Faculty Journal Articles and Book Chapters
Abstract
The Confrontation Clause is cost blind; the Supreme Court is not. In 2004, in Crawford v. Washington, the Supreme Court trumpeted its commitment to a procedural Confrontation Clause that required the prosecution to produce its witnesses in court, regardless of the cost or inconvenience. In 2007, in Melendez-Diaz v. Massachusetts, the Court retreated, offering courts, legislatures, and prosecutors an easy way to avoid Confrontation-laden trials. On the one hand, the Court warned that legislatures and courts could not “suspend the Confrontation Clause,” even if there were “other ways — and in some cases better ways — to challenge or verify” the prosecution’s evidence. On the other hand, the Court declared that states were “free to adopt procedural rules” that require a defendant to demand, or forfeit by inaction, the protections of the Confrontation Clause. As a result, despite Crawford’s promise, legislatures continue to minimize, or eliminate, the prosecution’s burden of producing its testimonial witnesses.
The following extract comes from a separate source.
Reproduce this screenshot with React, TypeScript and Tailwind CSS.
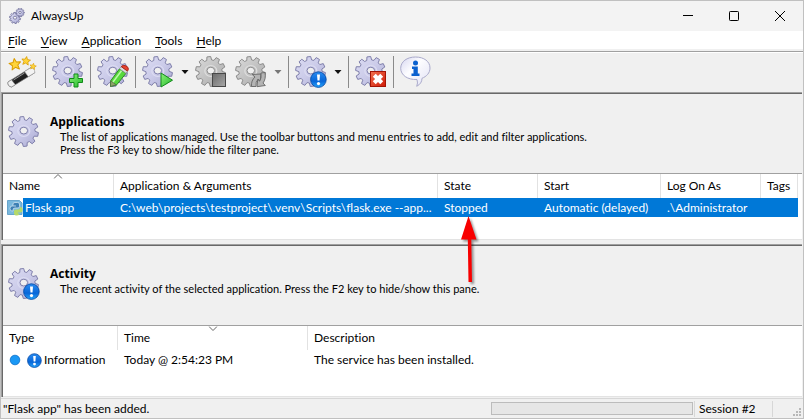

This Article explores and critiques the Supreme Court’s puzzling production-minimizing approach to the Confrontation Clause. It does so, in part, by analyzing the Court’s ambivalence about the value of production as an ongoing battle over constitutional costs. This battle pits the enforcement of constitutional structure against the management of criminal justice costs. Of course, positing a conflict between constitutional structure and constitutional cost is itself a false dichotomy, one that fundamentally misunderstands the architecture of adversarial criminal procedure. Nevertheless, between 1965 and 2004, the Supreme Court embraced that dichotomy and a resultant jurisprudence of costs drove the Court’s Confrontation jurisprudence. Under this pre-Crawford jurisprudence, the Supreme Court held that the Confrontation Clause did not bar the admission of an out-of-court statement if it fell within a firmly rooted exception to the hearsay rule.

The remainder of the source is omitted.